Ian is a writer with a background in philosophy. He lives in Seattle. He recently published a printed zine on a doctrine he calls pragmagism. The web version can be found at the Journal of Sophistry. A few other scattered writings can be found on Twitter, Medium, and Substack.

3 thoughts on “Why We Won’t Ever Arrive at Truth

  • I suppose it is the truth/adequacy of an entire theory of the world that you are mostly discussing here–what Putnam called a “God’s eye” picture of the universe– and not such paltry “truths” as whether snow is white, Strauss wrote Arabella or it is indeed January 3, 2023 as I write this comment. But I would be interested in hearing whether the subjects of your piece believed that it is possible to dissociate a concept of truth from such big ticket items as “perfection” of an adequate scientific theory of the universe and “salvation” (whatever that might be precisely), whether that too was considered asymptotic by any or all of those philosophers.

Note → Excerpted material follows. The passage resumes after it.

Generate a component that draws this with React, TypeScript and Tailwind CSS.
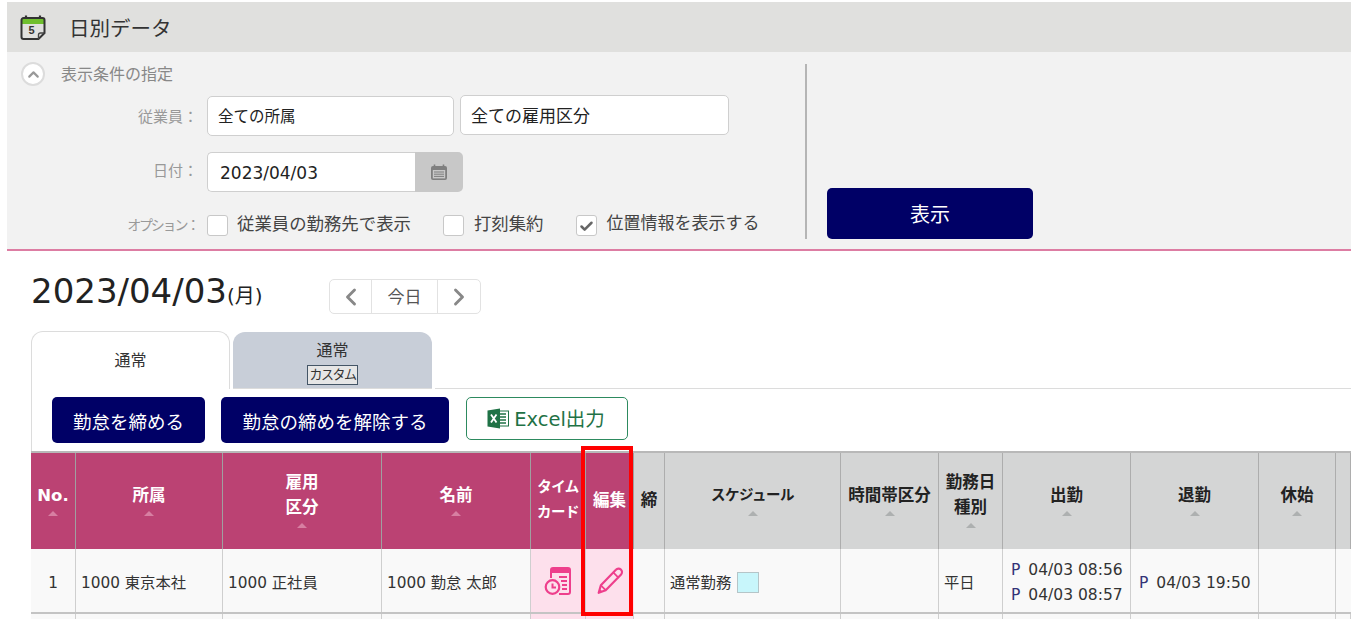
import React from 'react';
import { ChevronUp, ChevronLeft, ChevronRight, Check } from 'lucide-react';

const SortMark = ({ dark }: { dark?: boolean }) => (
  <div className="h-3 flex items-center justify-center">
    <svg width="12" height="6" viewBox="0 0 12 6">
      <path d="M6 0 L11 5 L1 5 Z" fill={dark ? '#adb0b0' : '#d77fa2'} />
    </svg>
  </div>
);

const CalendarIcon = () => (
  <svg width="28" height="28" viewBox="0 0 28 28" fill="none">
    <path d="M2.5 7 a2 2 0 0 1 2-2 h19 a2 2 0 0 1 2 2 v4 h-23 Z" fill="#6fbf2e" />
    <path d="M7 2.5 v3.5 M21 2.5 v3.5" stroke="#333" strokeWidth="2.2" />
    <path d="M2.5 7 a2 2 0 0 1 2-2 h19 a2 2 0 0 1 2 2 v13 l-6 6 h-15 a2 2 0 0 1-2-2 Z" stroke="#333" strokeWidth="2" />
    <path d="M25.5 20 h-4 a2 2 0 0 0-2 2 v4" stroke="#444" strokeWidth="1.4" />
    <text x="9.5" y="21" fontSize="11" fontWeight="700" fill="#333" fontFamily="Liberation Sans">5</text>
  </svg>
);

const SmallCalendar = () => (
  <svg width="18" height="17" viewBox="0 0 18 17">
    <path d="M4.5 0.5 v3 M13.5 0.5 v3" stroke="#7f7f7f" strokeWidth="1.6" />
    <rect x="1" y="2" width="16" height="14" rx="2" fill="#7f7f7f" />
    <rect x="2.8" y="6" width="12.4" height="8.4" fill="#c8c8c8" />
    <path d="M4 8 h10 M4 10.2 h10 M4 12.4 h10" stroke="#7f7f7f" strokeWidth="1" />
  </svg>
);

const ExcelIcon = () => (
  <svg width="22" height="21" viewBox="0 0 22 21">
    <rect x="10" y="3" width="11.5" height="15" fill="#fff" stroke="#1f7246" strokeWidth="1" />
    <path d="M13 6 h6 M13 9 h6 M13 12 h6 M13 15 h6" stroke="#1f7246" strokeWidth="1.6" />
    <path d="M0.5 2.5 L13 0.5 V20.5 L0.5 18.5 Z" fill="#1f7246" />
    <path d="M4 6.5 L9.5 14.5 M9.5 6.5 L4 14.5" stroke="#fff" strokeWidth="1.8" />
  </svg>
);

const TimeCardIcon = () => (
  <svg width="28" height="28" viewBox="0 0 28 28" fill="none">
    <path d="M7 11 V3 a2 2 0 0 1 2-2 h15 a2 2 0 0 1 2 2 v22 a2 2 0 0 1-2 2 H15" stroke="#ee3f8c" strokeWidth="2" />
    <path d="M8 2 h17 v4 H8 Z" fill="#ee3f8c" />
    <path d="M15 10 h8 M17 14 h6 M18 18 h5 M18 22 h5" stroke="#ee3f8c" strokeWidth="2" />
    <circle cx="8.5" cy="20" r="6.8" fill="#fde0ec" stroke="#ee3f8c" strokeWidth="2.2" />
    <path d="M8.5 16.5 V20.5 H12" stroke="#ee3f8c" strokeWidth="2" />
  </svg>
);

const PencilIcon = () => (
  <svg width="28" height="28" viewBox="0 0 26 26" fill="none">
    <path d="M18.5 2.5 a3.2 3.2 0 0 1 4.8 4.4 L9 21.5 L2.5 24 L4.5 17 Z" stroke="#ee3f8c" strokeWidth="2" strokeLinejoin="round" />
    <path d="M16 5 L21 10 M4.5 17 L9 21.5" stroke="#ee3f8c" strokeWidth="1.6" />
    <path d="M2.5 24 L3.5 20.5 L6 22.8 Z" fill="#ee3f8c" />
  </svg>
);

const Checkbox = ({ checked }: { checked?: boolean }) => (
  <div className="w-[21px] h-[21px] bg-white border border-[#c8c8c8] rounded-[3px] flex items-center justify-center">
    {checked && <Check size={15} strokeWidth={4} className="text-[#666] mt-[2px]" />}
  </div>
);

const Field = ({ children, className }: { children: React.ReactNode; className: string }) => (
  <div className={`h-10 bg-white border border-[#cfcfcf] rounded-[5px] flex items-center pt-[4px] text-[#222] ${className}`}>
    {children}
  </div>
);

const headers = [
  { lines: ['No.'], sort: true, pink: true },
  { lines: ['所属'], sort: true, pink: true },
  { lines: ['雇用', '区分'], sort: true, pink: true },
  { lines: ['名前'], sort: true, pink: true },
  { lines: ['タイム', 'カード'], sort: false, pink: true, kana: true },
  { lines: ['編集'], sort: false, pink: true },
  { lines: ['締'], sort: false, pink: false },
  { lines: ['スケジュール'], sort: true, pink: false, kana: true },
  { lines: ['時間帯区分'], sort: true, pink: false },
  { lines: ['勤務日', '種別'], sort: true, pink: false },
  { lines: ['出勤'], sort: true, pink: false },
  { lines: ['退勤'], sort: true, pink: false },
  { lines: ['休始'], sort: true, pink: false },
  { lines: [], sort: false, pink: false },
];

const cols = 'grid grid-cols-[45px_147px_159px_149px_55px_48px_31px_176px_98px_64px_128px_128px_77px_15px]';

const App: React.FC = () => {
  const cell = 'border-r border-[#cfcfcf] bg-[#f9f9f9] flex items-center';

  return (
    <div className="w-[1360px] h-[619px] overflow-hidden bg-white pt-[2px] pl-[7px] font-['DejaVu_Sans','Noto_Sans_CJK_JP',sans-serif] text-[#333]">
      <div className="w-[1344px]">
        {/* Title */}
        <div className="h-[50px] bg-[#e0e0de] flex items-center pl-[12px] gap-[22px]">
          <CalendarIcon />
          <h1 className="text-[20.5px] font-normal text-[#333] pt-[5px]">日別データ</h1>
        </div>

        {/* Conditions */}
        <div className="h-[199px] bg-[#f2f2f2] border-b-2 border-[#dd7da3] flex">
          <div className="w-[798px] pt-[10px]">
            <div className="h-6 flex items-center pl-[14px] gap-[16px] text-[16px] text-[#888]">
              <div className="w-6 h-6 rounded-full bg-white border-2 border-[#dcdcdc] flex items-center justify-center">
                <ChevronUp size={17} strokeWidth={3} className="text-[#999]" />
              </div>
              <span className="pt-[2px]">表示条件の指定</span>
            </div>

            <div className="flex items-center mt-[10px]">
              <div className="w-[191px] pt-[2px] text-right text-[15px] text-[#999]">従業員：</div>
              <div className="flex items-start gap-[6px] ml-[9px]">
                <Field className="w-[247px] pl-[10px] text-[15.5px]">全ての所属</Field>
                <Field className="w-[269px] pl-[10px] -mt-[1px] text-[17px]">全ての雇用区分</Field>
              </div>
            </div>

            <div className="flex items-center mt-[16px]">
              <div className="w-[191px] pb-[2px] text-right text-[15px] text-[#999]">日付：</div>
              <div className="flex ml-[9px]">
                <Field className="w-[208px] pl-[12px] rounded-r-none border-r-0 text-[17px]">2023/04/03</Field>
                <div className="w-[48px] h-10 bg-[#c8c8c8] rounded-r-[5px] flex items-center justify-center">
                  <SmallCalendar />
                </div>
              </div>
            </div>

            <div className="flex items-center mt-[19px]">
              <div className="w-[191px] text-right text-[14px] tracking-[-2.2px] text-[#999]">オプション：</div>
              <div className="flex items-center ml-[9px] text-[17.4px] text-[#444]">
                <Checkbox />
                <span className="ml-[9px] pb-[2px]">従業員の勤務先で表示</span>
                <div className="ml-[32px]"><Checkbox /></div>
                <span className="ml-[10px] pb-[2px]">打刻集約</span>
                <div className="ml-[32px]"><Checkbox checked /></div>
                <span className="ml-[10px] pb-[2px] text-[17px]">位置情報を表示する</span>
              </div>
            </div>
          </div>

          <div className="w-[2px] h-[175px] mt-[12px] bg-[#b5b5b5]" />

          <div className="ml-[20px] pt-[136px]">
            <button className="w-[206px] h-[51px] pt-[3px] bg-[#000066] rounded-[5px] text-white text-[20px]">表示</button>
          </div>
        </div>

        {/* Date */}
        <div className="pl-[24px]">
          <div className="h-[80px] flex items-start pt-[20px]">
            <div className="h-10 flex items-baseline text-[#222] w-[298px]">
              <span className="text-[34px] leading-10">2023/04/03</span>
              <span className="text-[20px]">(月)</span>
            </div>
            <div className="mt-[8px] h-[35px] flex border border-[#e2e2e2] rounded-[5px] text-[#555]">
              <div className="w-[42px] flex items-center justify-center border-r border-[#e2e2e2]">
                <ChevronLeft size={28} strokeWidth={2.5} className="text-[#888]" />
              </div>
              <div className="w-[66px] flex items-center justify-center border-r border-[#e2e2e2] pt-[3px] text-[17px]">今日</div>
              <div className="w-[42px] flex items-center justify-center">
                <ChevronRight size={28} strokeWidth={2.5} className="text-[#888]" />
              </div>
            </div>
          </div>

          {/* Tabs */}
          <div className="flex h-[58px] items-end gap-[3px]">
            <div className="w-[199px] h-[58px] bg-white border border-b-0 border-[#dcdcdc] rounded-t-[12px] flex justify-center pt-[17px] text-[16px] text-[#333] relative z-10">
              通常
            </div>
            <div className="w-[199px] h-[57px] border-b border-[#dcdcdc] bg-[#c8ced8] rounded-t-[12px] flex flex-col items-center pt-[7px] text-[16px] text-[#333]">
              <span className="leading-[24px]">通常</span>
              <span className="mt-[2px] text-[13px] leading-[18px] px-[1px] border border-[#445566] bg-[#e6e6e6] tracking-[-1.5px]">カスタム</span>
            </div>
            <div className="flex-1 border-b border-[#dcdcdc]" />
          </div>

          {/* Toolbar and table */}
          <div className="border-l border-[#dcdcdc]">
            <div className="h-[62px] flex items-start pt-[8px] pl-[20px]">
              <button className="w-[153px] h-[46px] pt-[6px] bg-[#000066] rounded-[5px] text-white text-[18.5px]">勤怠を締める</button>
              <button className="ml-[16px] w-[228px] h-[46px] pt-[6px] bg-[#000066] rounded-[5px] text-white text-[18.5px]">勤怠の締めを解除する</button>
              <button className="ml-[17px] w-[162px] h-[43px] bg-white border border-[#2d8a5f] rounded-[5px] text-[#1f7246] text-[19.5px] flex items-center justify-center gap-[5px] pr-[2px]">
                <ExcelIcon />
                <span className="pt-[3px]">Excel出力</span>
              </button>
            </div>
          </div>

          <div className="relative w-[1320px]">
            <div className={`${cols} h-[98px] border-t-2 border-[#b8b8b8]`}>
              {headers.map((h, i) => (
                <div
                  key={i}
                  className={`flex flex-col items-center justify-center font-bold leading-[25px] border-r whitespace-nowrap ${
                    h.sort ? '' : 'pb-[2px]'
                  } ${h.kana ? 'text-[14.5px] tracking-[-0.5px]' : 'text-[16.5px]'} ${
                    h.pink ? 'bg-[#bb4273] text-white border-[#a0a0a0]' : 'bg-[#d4d5d5] text-[#222] border-[#adadad]'
                  }`}
                >
                  {h.lines.map((l) => (
                    <div key={l}>{l}</div>
                  ))}
                  {h.sort && <SortMark dark={!h.pink} />}
                </div>
              ))}
            </div>

            <div className={`${cols} h-[65px] text-[15.3px] text-[#333] border-b-2 border-[#c4c4c4]`}>
              <div className={`${cell} justify-center pt-[6px]`}>1</div>
              <div className={`${cell} pl-[5px] pt-[6px]`}>1000 東京本社</div>
              <div className={`${cell} pl-[5px] pt-[6px]`}>1000 正社員</div>
              <div className={`${cell} pl-[5px] pt-[6px]`}>1000 勤怠 太郎</div>
              <div className="border-r border-[#cfcfcf] bg-[#fde0ec] flex items-center justify-center"><TimeCardIcon /></div>
              <div className="bg-[#fde0ec] flex items-center justify-center"><PencilIcon /></div>
              <div className={cell} />
              <div className={`${cell} pl-[5px] gap-[6px]`}>
                <span className="pt-[6px]">通常勤務</span>
                <div className="w-[22px] h-[21px] mt-[4px] bg-[#c8f6fb] border border-[#b5c5c8]" />
              </div>
              <div className={cell} />
              <div className={`${cell} pl-[5px] pt-[6px]`}>平日</div>
              <div className={`${cell} flex-col !items-start justify-center pl-[8px] pt-[4px] leading-[25px] whitespace-nowrap text-[15.5px]`}>
                <div><span className="text-[#333377] mr-[8px]">P</span>04/03 08:56</div>
                <div><span className="text-[#333377] mr-[8px]">P</span>04/03 08:57</div>
              </div>
              <div className={`${cell} pl-[8px] pt-[6px] whitespace-nowrap text-[15.5px]`}>
                <span className="text-[#333377] mr-[8px]">P</span>04/03 19:50
              </div>
              <div className={cell} />
              <div className="bg-[#f9f9f9]" />
            </div>

            <div className={`${cols} h-[6px]`}>
              {headers.map((h, i) => (
                <div key={i} className={`border-r border-[#cfcfcf] ${i === 4 || i === 5 ? 'bg-[#fde0ec]' : 'bg-[#f9f9f9]'}`} />
              ))}
            </div>

            {/* Red highlight */}
            <div className="absolute left-[550px] top-[-5px] w-[52px] h-[170px] border-[4px] border-[#ff0000]" />
          </div>
        </div>
      </div>
    </div>
  );
};

export default App;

    I’m no expert on pragmatism, but I would think that pragmatists would have use of a more workable, everyday concept of the term, and I’d be curious to hear whether you think James, Peirce and Rorty were also at odds on how that everyday notion should be unpacked.


    Walter Horn

    • Hi Walter, Yes, I think James would say there are smaller more serviceable salvations and he is intentionally vague about what he means by “salvation” to allow for these. Likewise with Peirce: he would say we may have arrived at particular truths, but we can never be certain. James had a much more down-to-earth conception of more ordinary truth that did not require metaphysical certainty.


  • There is no absolute truth to which we can ever attain. All we can manage is to develop out sciences and get closer to what us REALLY happening and on this basis try to apply its limited truth to the physical world that we know the best.